When the Coca-Cola 600 revs up Sunday at Charlotte Motor Speedway, the speed and skill of NASCAR’s finest will be on display, as will the hard work that goes into making the track one of the circuit’s best.

“The track will change a lot over the course of four hours and 15 minutes of race time,” says Shaun Johnson, executive director of operations at the Speedway. “We have to deliver a good, clean, race-able surface.”

It’s not as simple as lining the cars up on the track and waving the green flag to get things started. Many of NASCAR’s tracks have different styles and surfaces, and those that are too smooth or too bumpy can play havoc with the carefully calibrated cars speeding around at 200mph.

“We walk the race track at the start of each event week and periodically throughout the year,” Johnson said. “Asphalt has a natural tendency to expand and contract, and cracks and holes will pop up. It’s more preventative maintenance than anything else. We want to keep it as smooth and as solid of a surface as we possibly can.”

Coke 600

There is plenty of action on the CMS track leading up to the Coca-Cola 600, beginning Thursday with practices and qualifying, Friday’s driving school fan rides and Saturday’s Xfinity Series race and more Cup practice sessions.

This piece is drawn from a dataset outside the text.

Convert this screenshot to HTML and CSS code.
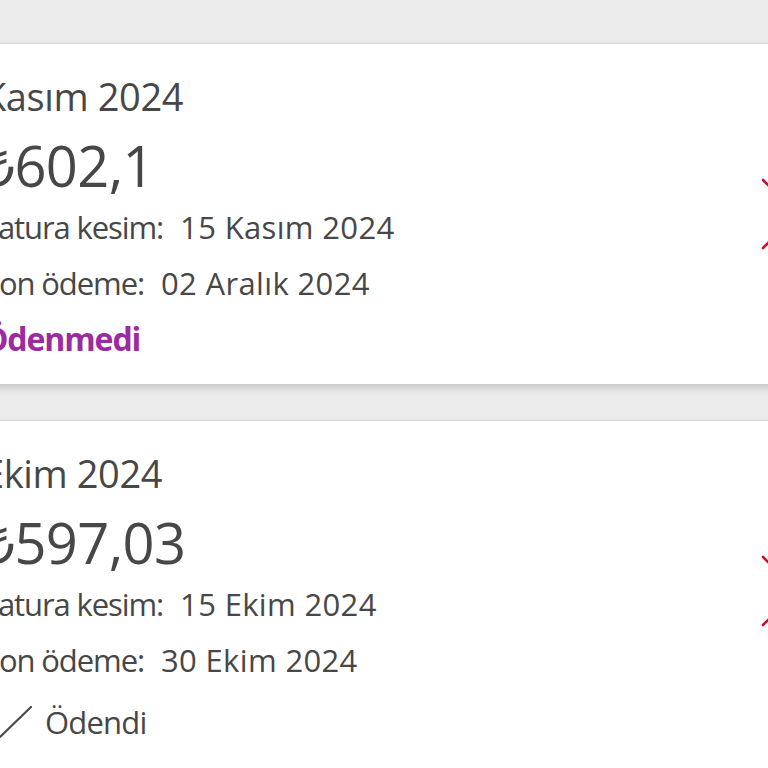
FILE: index.html
```html
<!DOCTYPE html>
<html lang="tr">
<head>
<meta charset="utf-8">
<title>Faturalar</title>
<link rel="stylesheet" href="styles.css">
</head>
<body>
<div class="list">
  <div class="card">
    <div class="info">
      <div class="period">Kasım 2024</div>
      <div class="amount">₺602,1</div>
      <div class="detail"><span class="label">Fatura kesim:</span><span class="value">15 Kasım 2024</span></div>
      <div class="detail"><span class="label">Son ödeme:</span><span class="value">02 Aralık 2024</span></div>
      <div class="status unpaid">Ödenmedi</div>
    </div>
    <svg class="chevron" width="40" height="72" viewBox="0 0 40 72"><polyline points="2,2 36,36 2,70" fill="none" stroke="#c8102e" stroke-width="2.6" stroke-linecap="round" stroke-linejoin="round"/></svg>
  </div>
  <div class="card card-last">
    <div class="info">
      <div class="period">Ekim 2024</div>
      <div class="amount">₺597,03</div>
      <div class="detail"><span class="label">Fatura kesim:</span><span class="value">15 Ekim 2024</span></div>
      <div class="detail"><span class="label">Son ödeme:</span><span class="value">30 Ekim 2024</span></div>
      <div class="status paid">
        <svg class="check" width="50" height="40" viewBox="0 0 50 40"><polyline points="3,20 17,35 48,5" fill="none" stroke="#4a4a4a" stroke-width="2.2" stroke-linecap="round" stroke-linejoin="round"/></svg>
        <span>Ödendi</span>
      </div>
    </div>
    <svg class="chevron" width="40" height="72" viewBox="0 0 40 72"><polyline points="2,2 36,36 2,70" fill="none" stroke="#c8102e" stroke-width="2.6" stroke-linecap="round" stroke-linejoin="round"/></svg>
  </div>
</div>
</body>
</html>
```
FILE: styles.css
```css
html, body {
  margin: 0;
  padding: 0;
}
body {
  background: #ffffff;
  overflow: hidden;
  width: 768px;
  height: 768px;
  font-family: "Open Sans", "Noto Sans", sans-serif;
  color: #474747;
}
.list {
  background: #ebebeb;
  padding-top: 44px;
  display: flex;
  flex-direction: column;
  gap: 37px;
}
.card {
  margin-left: -33px;
  width: 850px;
  height: 340px;
  box-sizing: border-box;
  background: #ffffff;
  padding: 0 16px 0 16px;
  display: flex;
  align-items: flex-start;
  justify-content: space-between;
  box-shadow: 0 -1px 1px rgba(0,0,0,0.06), 0 4px 8px rgba(0,0,0,0.16);
}
.card-last {
  height: 380px;
}
.info {
  padding-top: 29px;
  display: flex;
  flex-direction: column;
}
.period {
  font-size: 38px;
  line-height: 46px;
  letter-spacing: -0.4px;
  white-space: nowrap;
}
.amount {
  font-size: 56px;
  line-height: 68px;
  margin-top: 12px;
  letter-spacing: -0.6px;
  white-space: nowrap;
}
.detail {
  font-size: 31px;
  line-height: 56px;
  white-space: nowrap;
}
.label {
  letter-spacing: -1.1px;
}
.value {
  margin-left: 17px;
  letter-spacing: 0.35px;
}
.status {
  font-size: 32px;
  line-height: 56px;
  white-space: nowrap;
}
.unpaid {
  color: #9c2aa0;
  font-weight: 700;
  letter-spacing: -1.1px;
}
.paid {
  margin-top: 6px;
  display: flex;
  align-items: center;
  gap: 12px;
  font-size: 31px;
  letter-spacing: -0.8px;
}
.check {
  display: block;
  flex: none;
}
.chevron {
  display: block;
  flex: none;
  margin-top: 134px;
}
```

All that action heading into Sunday’s race means there is plenty of wear and tear for Johnson and his crew to fix – which they do in a unique manner.

“The track changes naturally,” Johnson said. “Now what happens potentially after each of those days is that any oil downs or things that may cause deterioration of the race track, we have to go out there and physically clean the track. At any point in time, we may have to do one or two turns and at times we’ve done three-quarters of the race track overnight.

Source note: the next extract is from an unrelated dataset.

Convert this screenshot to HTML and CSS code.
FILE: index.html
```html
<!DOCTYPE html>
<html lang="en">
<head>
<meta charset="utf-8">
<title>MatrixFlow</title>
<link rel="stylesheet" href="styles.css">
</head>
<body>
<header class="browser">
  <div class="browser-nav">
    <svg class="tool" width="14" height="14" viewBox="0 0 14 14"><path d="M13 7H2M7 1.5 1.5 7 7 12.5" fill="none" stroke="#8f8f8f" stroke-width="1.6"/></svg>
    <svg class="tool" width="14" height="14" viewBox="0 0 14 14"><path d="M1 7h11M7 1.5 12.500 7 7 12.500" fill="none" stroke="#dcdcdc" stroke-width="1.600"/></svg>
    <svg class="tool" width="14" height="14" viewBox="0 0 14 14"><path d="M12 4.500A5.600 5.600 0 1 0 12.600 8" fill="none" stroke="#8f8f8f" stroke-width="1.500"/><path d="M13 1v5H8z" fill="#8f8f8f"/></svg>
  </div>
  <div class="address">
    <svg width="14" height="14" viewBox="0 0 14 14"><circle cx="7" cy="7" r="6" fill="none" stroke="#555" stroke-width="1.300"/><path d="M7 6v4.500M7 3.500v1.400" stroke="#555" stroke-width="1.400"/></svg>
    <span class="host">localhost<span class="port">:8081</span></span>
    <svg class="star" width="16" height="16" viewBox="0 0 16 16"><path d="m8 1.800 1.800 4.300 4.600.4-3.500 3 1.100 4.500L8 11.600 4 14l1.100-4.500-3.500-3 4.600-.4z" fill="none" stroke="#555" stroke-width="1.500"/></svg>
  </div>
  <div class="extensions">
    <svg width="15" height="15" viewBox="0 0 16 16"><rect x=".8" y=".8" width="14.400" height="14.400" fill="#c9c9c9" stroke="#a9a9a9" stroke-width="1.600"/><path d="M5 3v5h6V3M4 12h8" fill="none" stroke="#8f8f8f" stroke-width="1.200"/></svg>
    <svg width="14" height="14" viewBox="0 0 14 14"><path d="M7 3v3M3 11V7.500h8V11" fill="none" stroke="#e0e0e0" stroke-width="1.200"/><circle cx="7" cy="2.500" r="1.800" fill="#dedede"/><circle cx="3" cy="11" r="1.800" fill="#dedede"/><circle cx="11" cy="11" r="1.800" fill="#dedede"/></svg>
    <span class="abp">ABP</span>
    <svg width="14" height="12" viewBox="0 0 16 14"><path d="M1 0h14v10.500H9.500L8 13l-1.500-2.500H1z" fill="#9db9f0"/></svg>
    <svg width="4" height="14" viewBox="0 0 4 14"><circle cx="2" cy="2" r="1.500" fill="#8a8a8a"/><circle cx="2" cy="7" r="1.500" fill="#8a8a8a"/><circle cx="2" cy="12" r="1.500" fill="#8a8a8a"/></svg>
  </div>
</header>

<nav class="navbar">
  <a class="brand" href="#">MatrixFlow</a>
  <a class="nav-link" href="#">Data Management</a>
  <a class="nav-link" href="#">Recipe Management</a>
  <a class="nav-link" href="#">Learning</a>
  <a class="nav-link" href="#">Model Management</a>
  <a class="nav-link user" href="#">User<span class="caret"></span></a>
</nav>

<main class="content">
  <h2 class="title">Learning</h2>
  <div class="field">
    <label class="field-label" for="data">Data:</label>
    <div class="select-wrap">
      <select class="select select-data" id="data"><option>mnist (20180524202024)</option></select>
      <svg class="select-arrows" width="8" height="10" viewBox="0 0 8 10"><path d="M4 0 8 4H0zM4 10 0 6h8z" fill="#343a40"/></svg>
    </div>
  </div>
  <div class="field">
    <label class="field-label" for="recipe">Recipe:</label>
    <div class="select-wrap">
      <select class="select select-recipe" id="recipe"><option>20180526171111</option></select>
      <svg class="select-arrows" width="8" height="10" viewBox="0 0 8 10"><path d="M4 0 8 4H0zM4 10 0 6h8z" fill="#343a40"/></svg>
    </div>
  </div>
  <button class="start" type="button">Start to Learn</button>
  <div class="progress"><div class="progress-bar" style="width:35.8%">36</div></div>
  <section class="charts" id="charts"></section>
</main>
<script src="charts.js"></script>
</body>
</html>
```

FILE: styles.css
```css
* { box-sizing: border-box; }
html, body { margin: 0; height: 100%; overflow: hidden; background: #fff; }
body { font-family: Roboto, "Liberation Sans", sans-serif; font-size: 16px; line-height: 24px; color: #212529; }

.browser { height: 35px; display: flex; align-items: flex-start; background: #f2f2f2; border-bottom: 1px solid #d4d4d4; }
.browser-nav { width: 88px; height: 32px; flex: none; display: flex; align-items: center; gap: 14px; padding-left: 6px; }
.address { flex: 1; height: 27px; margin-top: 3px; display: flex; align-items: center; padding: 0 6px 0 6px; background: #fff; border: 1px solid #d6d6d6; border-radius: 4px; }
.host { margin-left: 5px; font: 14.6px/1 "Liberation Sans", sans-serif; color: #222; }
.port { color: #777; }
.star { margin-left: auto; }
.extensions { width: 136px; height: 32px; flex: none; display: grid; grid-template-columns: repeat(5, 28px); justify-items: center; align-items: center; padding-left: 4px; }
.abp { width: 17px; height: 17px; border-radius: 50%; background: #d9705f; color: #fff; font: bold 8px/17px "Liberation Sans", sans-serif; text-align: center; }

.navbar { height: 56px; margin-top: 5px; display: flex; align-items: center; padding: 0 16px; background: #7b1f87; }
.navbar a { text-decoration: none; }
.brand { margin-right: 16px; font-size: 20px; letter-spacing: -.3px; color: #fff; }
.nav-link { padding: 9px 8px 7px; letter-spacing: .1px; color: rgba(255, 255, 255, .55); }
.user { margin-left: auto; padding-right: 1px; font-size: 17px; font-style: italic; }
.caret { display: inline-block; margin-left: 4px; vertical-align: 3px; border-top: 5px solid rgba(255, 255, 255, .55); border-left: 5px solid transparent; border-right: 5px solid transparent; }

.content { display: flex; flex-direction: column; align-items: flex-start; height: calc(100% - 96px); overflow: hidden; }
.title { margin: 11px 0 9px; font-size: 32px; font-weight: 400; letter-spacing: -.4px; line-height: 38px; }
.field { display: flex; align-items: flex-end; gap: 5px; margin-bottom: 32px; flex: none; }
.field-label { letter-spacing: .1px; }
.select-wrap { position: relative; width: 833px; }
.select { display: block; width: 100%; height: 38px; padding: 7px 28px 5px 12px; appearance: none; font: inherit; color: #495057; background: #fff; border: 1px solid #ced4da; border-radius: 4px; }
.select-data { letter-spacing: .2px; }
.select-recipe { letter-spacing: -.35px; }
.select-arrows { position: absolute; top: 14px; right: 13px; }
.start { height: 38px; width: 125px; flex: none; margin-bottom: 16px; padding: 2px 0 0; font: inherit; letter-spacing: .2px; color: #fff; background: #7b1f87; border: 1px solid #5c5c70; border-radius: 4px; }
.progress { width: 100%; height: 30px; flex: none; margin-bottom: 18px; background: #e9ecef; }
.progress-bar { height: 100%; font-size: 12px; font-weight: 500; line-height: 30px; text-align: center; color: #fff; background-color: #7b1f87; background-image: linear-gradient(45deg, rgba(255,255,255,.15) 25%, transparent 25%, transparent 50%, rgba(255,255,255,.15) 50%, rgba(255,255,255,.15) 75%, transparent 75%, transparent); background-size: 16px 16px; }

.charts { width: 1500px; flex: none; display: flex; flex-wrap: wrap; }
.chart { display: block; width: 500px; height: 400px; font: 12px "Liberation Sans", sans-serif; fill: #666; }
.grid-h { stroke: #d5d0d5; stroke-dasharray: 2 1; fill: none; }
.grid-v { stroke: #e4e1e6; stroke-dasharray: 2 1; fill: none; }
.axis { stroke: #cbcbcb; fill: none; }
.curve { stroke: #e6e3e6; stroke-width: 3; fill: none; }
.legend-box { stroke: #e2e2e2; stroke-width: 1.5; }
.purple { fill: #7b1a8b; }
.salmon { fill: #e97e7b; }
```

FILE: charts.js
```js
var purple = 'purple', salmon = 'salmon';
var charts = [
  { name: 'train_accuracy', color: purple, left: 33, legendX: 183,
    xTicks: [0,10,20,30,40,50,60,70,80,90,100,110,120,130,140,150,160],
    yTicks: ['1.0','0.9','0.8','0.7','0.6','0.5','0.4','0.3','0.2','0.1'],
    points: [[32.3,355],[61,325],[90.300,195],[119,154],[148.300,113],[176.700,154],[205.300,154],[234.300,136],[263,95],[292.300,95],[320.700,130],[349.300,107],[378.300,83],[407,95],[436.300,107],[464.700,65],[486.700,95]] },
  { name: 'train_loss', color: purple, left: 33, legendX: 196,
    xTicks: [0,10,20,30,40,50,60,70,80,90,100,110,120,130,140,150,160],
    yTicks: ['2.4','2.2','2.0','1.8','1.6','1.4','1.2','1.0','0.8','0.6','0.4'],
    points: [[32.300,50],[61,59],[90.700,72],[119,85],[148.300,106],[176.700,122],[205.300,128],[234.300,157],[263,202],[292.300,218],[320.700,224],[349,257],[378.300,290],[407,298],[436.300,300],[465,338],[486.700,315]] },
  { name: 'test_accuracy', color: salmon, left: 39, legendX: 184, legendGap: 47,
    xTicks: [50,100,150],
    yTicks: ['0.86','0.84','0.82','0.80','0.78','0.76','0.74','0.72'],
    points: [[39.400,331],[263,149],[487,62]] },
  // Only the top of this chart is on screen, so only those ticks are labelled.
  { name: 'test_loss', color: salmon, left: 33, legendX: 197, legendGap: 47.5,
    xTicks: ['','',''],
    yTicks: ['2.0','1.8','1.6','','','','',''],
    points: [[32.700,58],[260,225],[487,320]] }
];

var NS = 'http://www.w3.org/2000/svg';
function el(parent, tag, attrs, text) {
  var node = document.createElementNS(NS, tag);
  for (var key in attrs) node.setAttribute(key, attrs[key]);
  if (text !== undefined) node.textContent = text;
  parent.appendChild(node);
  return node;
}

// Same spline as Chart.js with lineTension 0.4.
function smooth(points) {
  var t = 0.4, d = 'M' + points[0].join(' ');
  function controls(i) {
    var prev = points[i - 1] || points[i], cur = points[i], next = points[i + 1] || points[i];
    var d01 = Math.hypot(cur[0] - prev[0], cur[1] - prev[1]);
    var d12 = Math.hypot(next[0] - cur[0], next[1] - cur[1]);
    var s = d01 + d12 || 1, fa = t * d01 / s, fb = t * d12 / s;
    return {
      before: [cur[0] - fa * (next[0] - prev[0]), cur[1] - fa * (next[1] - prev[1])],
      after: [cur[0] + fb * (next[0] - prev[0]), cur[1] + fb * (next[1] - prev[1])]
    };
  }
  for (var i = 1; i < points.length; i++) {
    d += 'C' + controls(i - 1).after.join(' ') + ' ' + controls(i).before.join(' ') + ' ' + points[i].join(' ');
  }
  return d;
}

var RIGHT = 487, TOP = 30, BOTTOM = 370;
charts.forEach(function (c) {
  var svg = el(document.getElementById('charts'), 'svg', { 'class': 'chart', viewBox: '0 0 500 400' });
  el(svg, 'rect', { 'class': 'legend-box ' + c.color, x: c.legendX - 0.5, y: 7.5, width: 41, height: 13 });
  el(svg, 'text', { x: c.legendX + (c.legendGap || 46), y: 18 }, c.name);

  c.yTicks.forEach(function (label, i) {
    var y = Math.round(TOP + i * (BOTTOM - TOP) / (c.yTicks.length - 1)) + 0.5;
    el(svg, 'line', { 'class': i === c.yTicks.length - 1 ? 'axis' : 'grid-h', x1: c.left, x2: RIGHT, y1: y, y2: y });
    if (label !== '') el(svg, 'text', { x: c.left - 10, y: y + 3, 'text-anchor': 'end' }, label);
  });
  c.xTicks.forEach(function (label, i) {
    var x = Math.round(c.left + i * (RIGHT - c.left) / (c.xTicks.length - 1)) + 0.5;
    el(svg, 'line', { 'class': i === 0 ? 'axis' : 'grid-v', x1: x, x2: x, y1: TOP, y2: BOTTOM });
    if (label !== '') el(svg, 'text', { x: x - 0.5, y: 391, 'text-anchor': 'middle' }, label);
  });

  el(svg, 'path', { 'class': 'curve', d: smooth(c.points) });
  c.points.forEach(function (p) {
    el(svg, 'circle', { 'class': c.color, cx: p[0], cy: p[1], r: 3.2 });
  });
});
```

“Oil actually eats the racing surface, so we use powdered (detergent) to clean it. We sprinkle it on and it gets down in the asphalt and actually binds it to the oil. We then come through with a water truck or pressure washer and wash it off.”

During the race, the Speedway has three trucks on standby with a special mix that can quickly get the surface back to racing conditions in case of an accident or serious oil spill.

Another unique factor with the Coca-Cola 600 is the fact that the race begins during the day and ends at night, which also causes changes on the track surface, forcing drivers to get creative. And Johnson, who was around when the track was resurfaced in 2008, knows where the sweet spots are.

“There are small little areas that are kind of like washboards,” he said. “I know when the cars are hitting those spots. What you can see is where the track gets a little bit dark. As the track temperature goes from really hot to cool, the cars will loosen up. They won’t get as much grip, so they’ll try different ways, different lines just to see where their cars will hook up the best.” 

Those little quirks are just some of the reasons why drivers enjoy racing at Charlotte Motor Speedway and why the Coca-Cola 600 is one of the highlight events on the NASCAR calendar.

“What’s neat about the Coca-Cola 600, it’s like the PGA tour in which you want to win certain tournaments,” Johnson said. “If you talk to any of the drivers in the garage, the Coca-Cola 600 is one of the majors. It’s one of the ones on their schedule they put a pin in and say, ‘This is one of those ones I want to win.’

He added, “Just to be the longest-running sponsor in NASCAR, it’s neat to have Coke as a partner, and we really love our partnership with Coke here at Charlotte Motor Speedway.”